____ Source material
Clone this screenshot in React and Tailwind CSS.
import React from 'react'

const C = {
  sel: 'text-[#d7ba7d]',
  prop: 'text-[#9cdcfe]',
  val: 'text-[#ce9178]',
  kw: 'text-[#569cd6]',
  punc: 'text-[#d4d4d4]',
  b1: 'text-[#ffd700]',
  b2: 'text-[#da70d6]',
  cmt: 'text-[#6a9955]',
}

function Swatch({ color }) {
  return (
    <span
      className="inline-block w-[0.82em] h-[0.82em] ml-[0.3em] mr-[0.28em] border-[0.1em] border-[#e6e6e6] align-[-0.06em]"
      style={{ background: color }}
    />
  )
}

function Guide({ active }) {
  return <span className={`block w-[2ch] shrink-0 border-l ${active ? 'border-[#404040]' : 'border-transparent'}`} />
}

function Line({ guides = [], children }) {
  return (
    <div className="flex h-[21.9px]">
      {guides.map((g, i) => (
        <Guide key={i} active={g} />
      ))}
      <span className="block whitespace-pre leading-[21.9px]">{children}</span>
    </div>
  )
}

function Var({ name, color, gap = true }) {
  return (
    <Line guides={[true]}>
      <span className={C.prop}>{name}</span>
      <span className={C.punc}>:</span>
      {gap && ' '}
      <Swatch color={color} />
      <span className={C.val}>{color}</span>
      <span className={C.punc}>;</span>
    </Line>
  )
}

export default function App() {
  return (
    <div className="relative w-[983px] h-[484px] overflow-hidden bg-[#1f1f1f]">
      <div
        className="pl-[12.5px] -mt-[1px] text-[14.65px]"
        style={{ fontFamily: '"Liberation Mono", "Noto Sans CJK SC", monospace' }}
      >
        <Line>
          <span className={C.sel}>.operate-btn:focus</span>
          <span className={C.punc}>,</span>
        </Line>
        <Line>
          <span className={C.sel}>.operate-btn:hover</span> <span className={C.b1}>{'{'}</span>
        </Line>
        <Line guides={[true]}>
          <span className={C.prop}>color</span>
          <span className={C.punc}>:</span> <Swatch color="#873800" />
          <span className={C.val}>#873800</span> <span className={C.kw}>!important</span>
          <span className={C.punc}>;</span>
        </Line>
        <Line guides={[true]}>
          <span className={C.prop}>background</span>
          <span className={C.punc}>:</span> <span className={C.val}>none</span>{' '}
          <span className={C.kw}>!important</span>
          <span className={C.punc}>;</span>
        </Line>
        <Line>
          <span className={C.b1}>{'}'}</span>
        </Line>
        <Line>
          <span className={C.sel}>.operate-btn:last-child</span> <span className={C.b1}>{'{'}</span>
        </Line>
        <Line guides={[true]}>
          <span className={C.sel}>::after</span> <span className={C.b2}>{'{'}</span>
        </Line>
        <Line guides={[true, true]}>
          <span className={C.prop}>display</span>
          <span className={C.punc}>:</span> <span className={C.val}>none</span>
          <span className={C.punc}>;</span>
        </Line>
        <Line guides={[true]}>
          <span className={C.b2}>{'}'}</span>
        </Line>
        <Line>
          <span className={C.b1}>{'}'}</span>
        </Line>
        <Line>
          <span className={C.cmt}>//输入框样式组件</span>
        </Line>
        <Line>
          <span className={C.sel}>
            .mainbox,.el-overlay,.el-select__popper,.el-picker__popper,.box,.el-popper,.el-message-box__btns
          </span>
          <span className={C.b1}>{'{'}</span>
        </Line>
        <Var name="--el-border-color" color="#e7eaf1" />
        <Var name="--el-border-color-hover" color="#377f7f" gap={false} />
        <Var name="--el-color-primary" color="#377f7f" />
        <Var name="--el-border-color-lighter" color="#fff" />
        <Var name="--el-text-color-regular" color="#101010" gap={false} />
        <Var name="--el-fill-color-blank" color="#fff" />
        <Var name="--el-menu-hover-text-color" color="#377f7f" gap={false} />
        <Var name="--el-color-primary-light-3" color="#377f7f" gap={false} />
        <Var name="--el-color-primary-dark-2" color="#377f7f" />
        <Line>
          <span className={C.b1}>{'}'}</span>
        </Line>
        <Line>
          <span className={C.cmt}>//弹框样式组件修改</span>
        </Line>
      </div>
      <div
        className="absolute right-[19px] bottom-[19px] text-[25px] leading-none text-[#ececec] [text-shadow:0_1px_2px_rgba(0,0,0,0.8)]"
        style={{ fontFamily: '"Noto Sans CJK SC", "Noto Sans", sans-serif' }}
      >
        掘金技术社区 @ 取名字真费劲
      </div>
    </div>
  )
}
________
____ Source material
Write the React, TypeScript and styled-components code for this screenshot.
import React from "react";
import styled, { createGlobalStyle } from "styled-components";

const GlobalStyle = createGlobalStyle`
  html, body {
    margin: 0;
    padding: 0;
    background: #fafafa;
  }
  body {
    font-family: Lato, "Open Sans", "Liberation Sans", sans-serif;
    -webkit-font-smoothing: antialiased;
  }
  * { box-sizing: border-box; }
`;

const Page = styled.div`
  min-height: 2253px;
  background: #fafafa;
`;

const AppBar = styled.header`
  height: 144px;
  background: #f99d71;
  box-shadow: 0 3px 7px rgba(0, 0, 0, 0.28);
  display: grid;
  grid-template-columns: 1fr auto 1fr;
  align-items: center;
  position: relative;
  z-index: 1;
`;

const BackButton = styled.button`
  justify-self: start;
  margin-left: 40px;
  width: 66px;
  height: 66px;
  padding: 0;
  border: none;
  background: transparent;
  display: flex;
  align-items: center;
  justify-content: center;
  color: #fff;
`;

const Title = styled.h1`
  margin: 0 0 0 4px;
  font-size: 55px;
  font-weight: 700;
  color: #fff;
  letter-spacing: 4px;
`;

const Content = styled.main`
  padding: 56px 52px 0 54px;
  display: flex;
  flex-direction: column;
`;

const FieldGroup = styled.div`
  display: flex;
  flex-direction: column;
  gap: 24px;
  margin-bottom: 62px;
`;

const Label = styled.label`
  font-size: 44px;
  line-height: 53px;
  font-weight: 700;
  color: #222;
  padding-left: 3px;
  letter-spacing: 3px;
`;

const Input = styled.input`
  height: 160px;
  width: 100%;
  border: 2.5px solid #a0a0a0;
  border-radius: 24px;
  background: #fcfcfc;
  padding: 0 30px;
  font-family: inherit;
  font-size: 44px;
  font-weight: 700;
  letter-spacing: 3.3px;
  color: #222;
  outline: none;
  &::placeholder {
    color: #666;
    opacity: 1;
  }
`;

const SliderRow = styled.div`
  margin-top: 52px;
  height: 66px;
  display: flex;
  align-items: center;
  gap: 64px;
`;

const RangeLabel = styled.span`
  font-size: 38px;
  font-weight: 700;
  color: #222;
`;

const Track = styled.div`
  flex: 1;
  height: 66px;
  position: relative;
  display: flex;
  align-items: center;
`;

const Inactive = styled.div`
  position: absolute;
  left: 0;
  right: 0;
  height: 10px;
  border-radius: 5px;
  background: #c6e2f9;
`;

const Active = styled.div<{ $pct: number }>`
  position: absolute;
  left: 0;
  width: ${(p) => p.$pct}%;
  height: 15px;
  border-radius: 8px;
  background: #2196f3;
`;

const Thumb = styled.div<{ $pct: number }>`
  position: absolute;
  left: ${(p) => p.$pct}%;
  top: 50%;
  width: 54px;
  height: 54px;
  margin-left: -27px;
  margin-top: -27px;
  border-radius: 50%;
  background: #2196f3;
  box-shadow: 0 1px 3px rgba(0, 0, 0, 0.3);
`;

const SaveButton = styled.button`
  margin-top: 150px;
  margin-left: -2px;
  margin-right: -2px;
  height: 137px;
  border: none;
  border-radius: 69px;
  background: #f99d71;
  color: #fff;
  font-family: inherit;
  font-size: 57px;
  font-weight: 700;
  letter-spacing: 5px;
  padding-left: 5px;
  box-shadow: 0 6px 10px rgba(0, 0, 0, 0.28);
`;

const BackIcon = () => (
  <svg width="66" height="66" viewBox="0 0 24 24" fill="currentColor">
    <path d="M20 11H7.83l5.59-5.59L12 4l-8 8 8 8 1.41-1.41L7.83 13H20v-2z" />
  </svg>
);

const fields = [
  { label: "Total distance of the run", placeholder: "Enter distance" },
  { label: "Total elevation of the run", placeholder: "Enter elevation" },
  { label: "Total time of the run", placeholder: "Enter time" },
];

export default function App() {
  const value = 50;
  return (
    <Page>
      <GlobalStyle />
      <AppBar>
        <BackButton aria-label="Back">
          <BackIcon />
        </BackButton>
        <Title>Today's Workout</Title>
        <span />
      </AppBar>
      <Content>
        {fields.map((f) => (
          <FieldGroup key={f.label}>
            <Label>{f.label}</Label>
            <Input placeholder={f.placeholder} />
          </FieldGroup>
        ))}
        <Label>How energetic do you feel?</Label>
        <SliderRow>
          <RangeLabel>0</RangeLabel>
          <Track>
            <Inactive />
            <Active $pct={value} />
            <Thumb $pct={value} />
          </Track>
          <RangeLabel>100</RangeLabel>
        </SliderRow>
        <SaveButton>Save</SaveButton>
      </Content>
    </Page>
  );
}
________
____ Source material
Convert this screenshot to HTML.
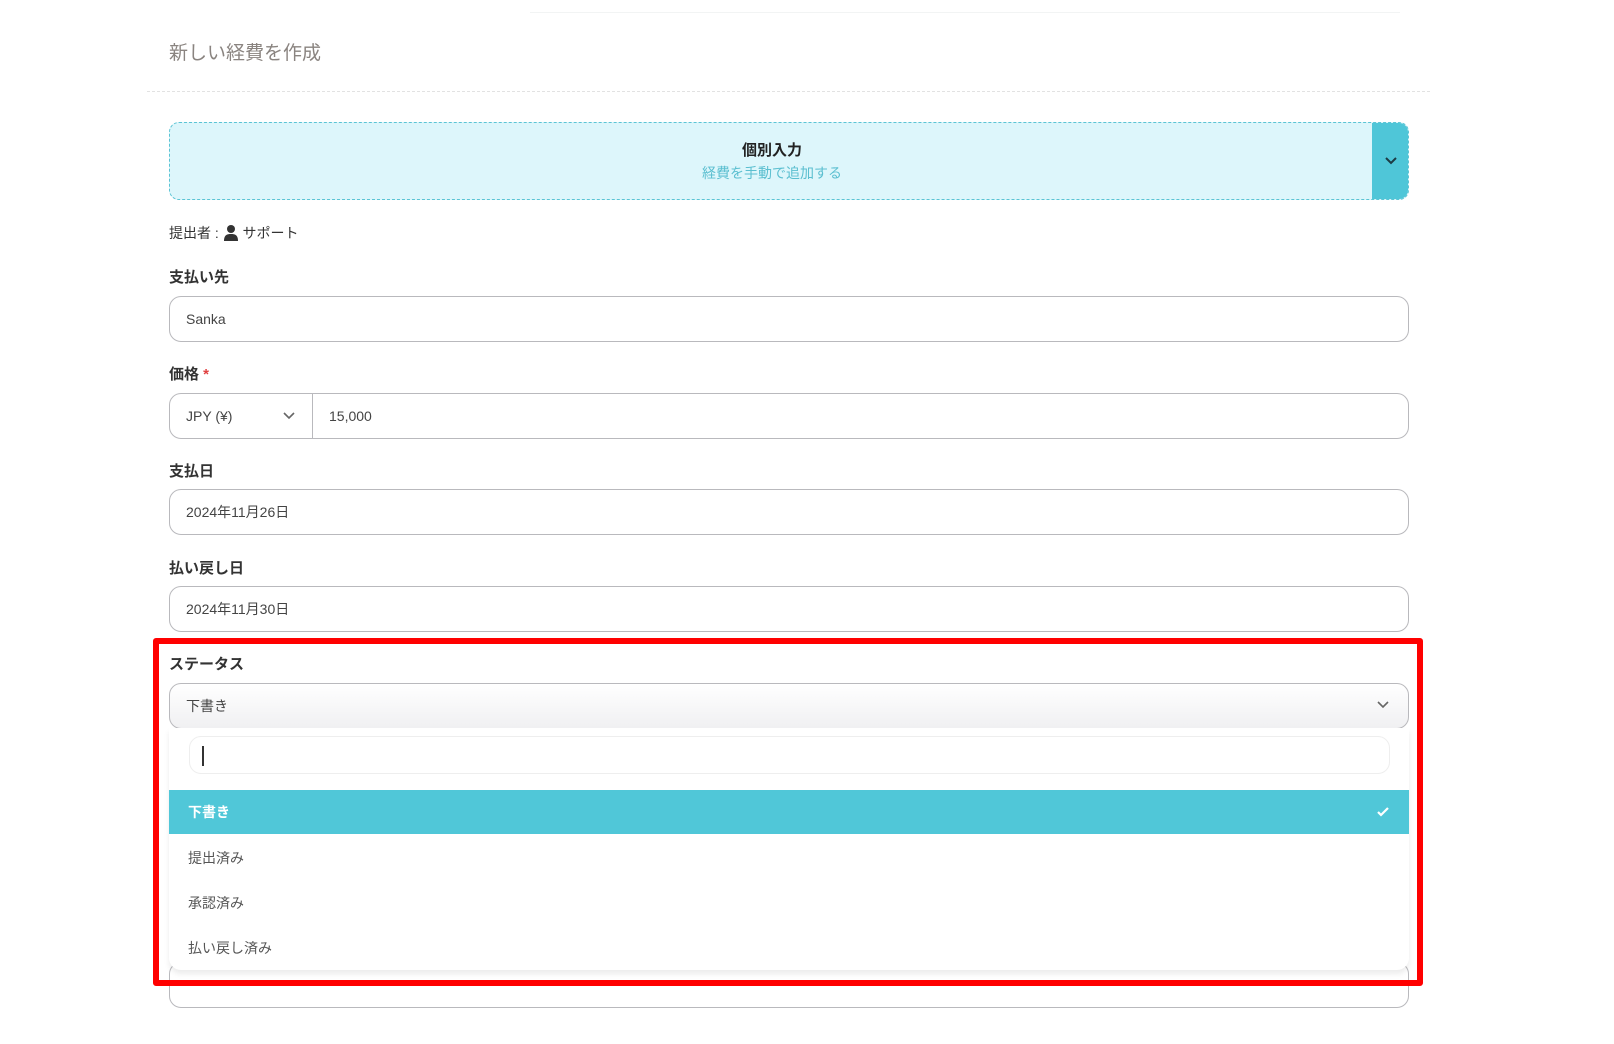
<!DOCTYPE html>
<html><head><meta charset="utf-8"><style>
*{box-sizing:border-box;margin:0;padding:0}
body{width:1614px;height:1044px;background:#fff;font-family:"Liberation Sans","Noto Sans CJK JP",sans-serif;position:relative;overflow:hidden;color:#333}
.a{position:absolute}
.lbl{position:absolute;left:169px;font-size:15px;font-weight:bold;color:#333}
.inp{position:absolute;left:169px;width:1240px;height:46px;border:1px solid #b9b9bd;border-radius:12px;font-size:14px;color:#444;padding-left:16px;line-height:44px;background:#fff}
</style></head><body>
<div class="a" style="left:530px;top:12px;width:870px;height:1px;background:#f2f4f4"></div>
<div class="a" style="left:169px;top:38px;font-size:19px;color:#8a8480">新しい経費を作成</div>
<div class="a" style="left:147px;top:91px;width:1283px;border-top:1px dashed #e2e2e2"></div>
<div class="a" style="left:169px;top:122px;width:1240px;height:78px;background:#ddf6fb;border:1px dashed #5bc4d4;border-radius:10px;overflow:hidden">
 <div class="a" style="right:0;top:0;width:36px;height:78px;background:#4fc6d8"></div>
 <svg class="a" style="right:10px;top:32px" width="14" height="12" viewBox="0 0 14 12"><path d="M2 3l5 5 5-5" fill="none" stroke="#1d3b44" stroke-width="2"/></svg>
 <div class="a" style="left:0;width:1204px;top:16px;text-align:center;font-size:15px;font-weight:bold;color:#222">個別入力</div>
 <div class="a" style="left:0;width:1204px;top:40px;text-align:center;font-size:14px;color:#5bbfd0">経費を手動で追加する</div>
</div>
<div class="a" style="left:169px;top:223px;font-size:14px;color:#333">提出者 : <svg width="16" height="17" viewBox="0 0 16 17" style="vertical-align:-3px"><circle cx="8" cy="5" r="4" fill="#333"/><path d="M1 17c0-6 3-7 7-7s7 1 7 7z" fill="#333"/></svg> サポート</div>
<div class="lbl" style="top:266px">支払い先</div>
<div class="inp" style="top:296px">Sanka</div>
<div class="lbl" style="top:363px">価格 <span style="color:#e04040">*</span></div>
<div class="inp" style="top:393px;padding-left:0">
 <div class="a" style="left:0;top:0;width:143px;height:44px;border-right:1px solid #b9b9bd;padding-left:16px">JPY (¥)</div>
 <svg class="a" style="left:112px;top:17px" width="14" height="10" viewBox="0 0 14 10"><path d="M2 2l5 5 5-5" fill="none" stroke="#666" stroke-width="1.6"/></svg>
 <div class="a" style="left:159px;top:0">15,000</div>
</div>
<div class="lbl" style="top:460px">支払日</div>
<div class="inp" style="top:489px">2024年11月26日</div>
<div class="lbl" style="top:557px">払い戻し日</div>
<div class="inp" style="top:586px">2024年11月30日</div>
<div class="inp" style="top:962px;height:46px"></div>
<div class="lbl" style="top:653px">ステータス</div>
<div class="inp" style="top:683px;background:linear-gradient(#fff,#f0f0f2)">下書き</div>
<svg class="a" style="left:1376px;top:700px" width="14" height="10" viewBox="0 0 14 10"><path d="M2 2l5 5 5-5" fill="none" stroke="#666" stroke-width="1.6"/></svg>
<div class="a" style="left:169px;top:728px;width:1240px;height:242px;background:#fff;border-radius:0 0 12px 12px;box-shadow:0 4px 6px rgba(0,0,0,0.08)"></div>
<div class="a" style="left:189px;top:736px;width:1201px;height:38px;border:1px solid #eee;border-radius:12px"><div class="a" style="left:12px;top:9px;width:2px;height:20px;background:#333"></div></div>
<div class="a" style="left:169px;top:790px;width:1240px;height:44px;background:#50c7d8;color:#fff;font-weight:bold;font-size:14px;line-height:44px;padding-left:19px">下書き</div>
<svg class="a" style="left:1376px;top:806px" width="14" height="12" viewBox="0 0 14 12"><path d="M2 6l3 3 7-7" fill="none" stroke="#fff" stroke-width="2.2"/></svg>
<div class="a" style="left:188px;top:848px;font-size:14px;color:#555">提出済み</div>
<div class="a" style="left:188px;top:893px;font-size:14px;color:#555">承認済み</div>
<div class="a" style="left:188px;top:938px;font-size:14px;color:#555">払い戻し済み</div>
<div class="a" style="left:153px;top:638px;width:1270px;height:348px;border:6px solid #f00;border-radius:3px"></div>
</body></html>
________
Copy out every line from the data above that has "React" in it.

Clone this screenshot in React and Tailwind CSS.
import React from 'react'
Write the React, TypeScript and styled-components code for this screenshot.
import React from "react";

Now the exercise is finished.